In the series just concluded we’ve seen the importance the Scripture places on its own role in a successful life with Christ. If a believer’s life is all about walking with God and serving as his ambassador (2Co 5.20), and if God reveals his personality and his ways and wishes in the Word, both living (Jn 1.1ff) and written (2Ti 2.15; 3.15-16), then we need to know what the Scripture says. And the only effective way to do that is to read and study it.
That obvious truth has led to the common practice among Christians of “having devotions”: spending time, usually daily, reading the Bible and praying.
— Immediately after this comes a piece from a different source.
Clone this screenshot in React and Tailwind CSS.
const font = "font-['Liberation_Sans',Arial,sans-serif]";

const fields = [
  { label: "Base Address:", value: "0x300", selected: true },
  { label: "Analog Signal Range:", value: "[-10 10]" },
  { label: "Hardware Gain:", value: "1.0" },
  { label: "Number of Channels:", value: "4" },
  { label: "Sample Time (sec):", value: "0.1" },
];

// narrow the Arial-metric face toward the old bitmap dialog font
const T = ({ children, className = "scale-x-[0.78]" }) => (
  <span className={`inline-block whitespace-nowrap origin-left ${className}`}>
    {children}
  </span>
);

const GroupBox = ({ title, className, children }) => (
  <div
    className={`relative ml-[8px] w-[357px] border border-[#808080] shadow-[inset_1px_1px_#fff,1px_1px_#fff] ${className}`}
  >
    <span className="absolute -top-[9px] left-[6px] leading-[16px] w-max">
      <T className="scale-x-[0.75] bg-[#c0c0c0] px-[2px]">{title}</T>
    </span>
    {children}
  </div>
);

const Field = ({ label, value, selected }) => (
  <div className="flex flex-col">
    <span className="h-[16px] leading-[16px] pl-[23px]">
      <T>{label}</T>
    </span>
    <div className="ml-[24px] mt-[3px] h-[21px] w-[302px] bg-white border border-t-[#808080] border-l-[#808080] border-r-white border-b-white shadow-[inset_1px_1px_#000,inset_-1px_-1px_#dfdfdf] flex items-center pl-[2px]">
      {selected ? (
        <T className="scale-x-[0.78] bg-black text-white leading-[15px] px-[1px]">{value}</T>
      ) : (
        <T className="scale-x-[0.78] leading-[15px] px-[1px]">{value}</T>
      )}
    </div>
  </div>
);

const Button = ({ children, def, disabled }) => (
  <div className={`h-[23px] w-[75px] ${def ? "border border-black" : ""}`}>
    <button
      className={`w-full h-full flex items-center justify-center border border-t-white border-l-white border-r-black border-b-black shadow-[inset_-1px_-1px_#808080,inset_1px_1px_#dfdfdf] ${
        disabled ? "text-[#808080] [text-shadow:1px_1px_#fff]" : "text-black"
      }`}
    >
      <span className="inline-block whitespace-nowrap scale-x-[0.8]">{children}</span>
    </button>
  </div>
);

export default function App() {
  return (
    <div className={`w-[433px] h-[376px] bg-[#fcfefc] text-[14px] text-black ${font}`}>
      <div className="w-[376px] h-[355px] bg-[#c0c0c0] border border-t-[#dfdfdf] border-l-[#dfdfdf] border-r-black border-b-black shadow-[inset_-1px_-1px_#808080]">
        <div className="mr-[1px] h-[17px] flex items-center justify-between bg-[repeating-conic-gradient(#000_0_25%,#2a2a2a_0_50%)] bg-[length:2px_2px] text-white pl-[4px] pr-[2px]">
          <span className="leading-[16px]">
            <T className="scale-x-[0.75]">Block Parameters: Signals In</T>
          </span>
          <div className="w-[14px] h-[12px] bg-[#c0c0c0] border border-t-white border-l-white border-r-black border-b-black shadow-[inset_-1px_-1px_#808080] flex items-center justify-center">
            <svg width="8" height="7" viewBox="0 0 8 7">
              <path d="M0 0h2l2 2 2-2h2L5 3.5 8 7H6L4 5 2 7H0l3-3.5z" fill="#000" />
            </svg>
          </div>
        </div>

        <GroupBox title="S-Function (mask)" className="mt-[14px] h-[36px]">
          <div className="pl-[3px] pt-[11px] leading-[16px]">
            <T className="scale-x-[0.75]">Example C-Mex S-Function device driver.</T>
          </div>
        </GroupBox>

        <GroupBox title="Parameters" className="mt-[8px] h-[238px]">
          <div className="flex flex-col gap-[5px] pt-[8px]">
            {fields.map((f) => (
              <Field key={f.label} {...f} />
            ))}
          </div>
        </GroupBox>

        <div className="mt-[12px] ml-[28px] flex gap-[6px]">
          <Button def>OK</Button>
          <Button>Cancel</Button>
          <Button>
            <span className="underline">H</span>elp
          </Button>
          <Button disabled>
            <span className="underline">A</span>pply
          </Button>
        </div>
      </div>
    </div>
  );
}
The practice has different names; some call it “personal Bible study”; a camp I know of calls it “God and I Time.” I like the term “devotions” because it’s concise and simple; because it enfolds multiple practices, beyond just Bible reading; and because it points to the primary purpose of the exercise.
I’d like to share some thoughts and experiences about the practice, both to motivate my fellow believers and to stimulate creativity in their choices.
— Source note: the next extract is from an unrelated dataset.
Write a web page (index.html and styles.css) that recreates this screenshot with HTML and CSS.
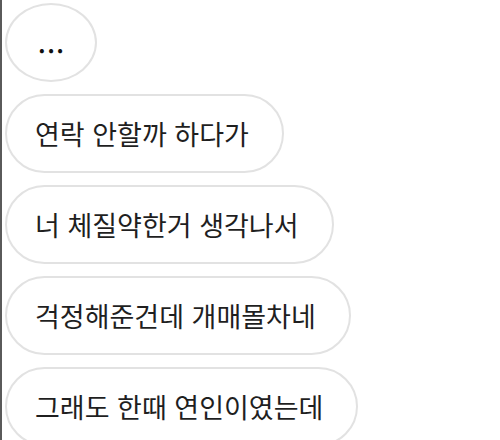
FILE: index.html
```html
<!DOCTYPE html>
<html lang="ko">
<head>
<meta charset="utf-8">
<link rel="stylesheet" href="styles.css">
</head>
<body>
<div class="chat">
  <div class="bubble dots">...</div>
  <div class="bubble">연락 안할까 하다가</div>
  <div class="bubble">너 체질약한거 생각나서</div>
  <div class="bubble">걱정해준건데 개매몰차네</div>
  <div class="bubble">그래도 한때 연인이였는데</div>
</div>
</body>
</html>
```
FILE: styles.css
```css
html, body {
  margin: 0;
  padding: 0;
  background: #ffffff;
}
.chat {
  width: 500px;
  height: 440px;
  box-sizing: border-box;
  border-left: 2px solid #5a5a5a;
  padding: 3px 0 0 3px;
  display: flex;
  flex-direction: column;
  align-items: flex-start;
  gap: 12px;
  overflow: hidden;
  font-family: "Noto Sans CJK KR", "Noto Sans", sans-serif;
}
.bubble {
  box-sizing: border-box;
  height: 79px;
  flex: none;
  display: flex;
  align-items: center;
  padding: 0 33px 0 28px;
  border: 2px solid #e2e2e2;
  border-radius: 40px;
  font-size: 27px;
  color: #1f1f1f;
  white-space: nowrap;
}
.dots {
  width: 92px;
  justify-content: center;
  padding: 0 0 0 2px;
  border-radius: 50%;
  font-size: 22px;
  font-weight: bold;
  letter-spacing: 2px;
  color: #111;
}
```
I think it’s important to start by casting down some idols.
Most Christians have difficulty distinguishing their religious heritage from biblical command. By that I mean that if we’ve practiced our Christianity in certain ways for a long time, we’re prone to think of that practice as a biblical requirement. It may be, but not necessarily.
For example, the Bible does clearly command obedience and the knowledge of the Scripture that informs that obedience. There are many self-described Christians today who don’t know what the Bible says and don’t seem to feel any compulsion to evaluate their thoughts and actions by any sort of direct biblical standard.
On the other hand, there are common devotional practices that are well and good, and appropriate for many Christians—that’s why they’ve become common practices—that the Bible doesn’t specifically command. And we shouldn’t burden believers with unbiblical yokes (Ac 15.10). God doesn’t like it when we say he commanded things that he didn’t (Mt 15.9; Ti 1.14; Rev 22.18), even if we have the best of intentions.
Over the years I’ve heard “commandments of men” such as these:
- You have to have devotions every day.
Granted, knowing what the Bible says, and integrating it into your life, and applying it every day, is going to take some time and effort, and daily interaction with the Word is a great way to do that. Excellent practice. But your life circumstances may not allow that—I’m thinking of the mother of newborn quintuplets—and nothing in the Scripture suggests that missing a day is going to bring God’s judgment by way of bad Christian “luck” today.
- You have to have devotions in the morning.
It’s true that David often had prayer time in the morning (Ps 5.3)—in fact, he sometimes had it three times a day (Ps 55.17)—but the fact that a person in the Bible did something a certain way doesn’t necessarily constitute a biblical command for all believers. It certainly makes sense to start your day—every day—in the Word, but some people just don’t function well in the morning, and God knows that (Ps 103.14). I suspect he’d prefer to spend time with us when we’re functional. (Similarly, I’ve heard it taught that “you ought to give God the best time of your day”—again, excellent advice, but not biblical mandate. In fact, you ought to give God your whole day, but that’s a discussion for another time.)
- You should do devotions the way this really spiritual person does.
It is a biblical mandate to encourage one another to love and good works (Heb 10.24), and Paul does tell the Corinthians to follow his example (1Co 11.1), and mutual encouragement within the body is a thing (Eph 4.29). But the Bible also says that God has made us all different—the first thing the Bible tells us about God is that he’s creative (Gen 1.1)—and gifted us individually in different ways (Rom 12.4-8; 1Co 12.4-31). It’s also true that your walk with God needs to be personal to you and not just corporate, though there is certainly a corporate aspect—the church—to our relationship with God. I’d suggest that the way you do devotions might be unique to you, though you might well profit from the examples of others in various respects.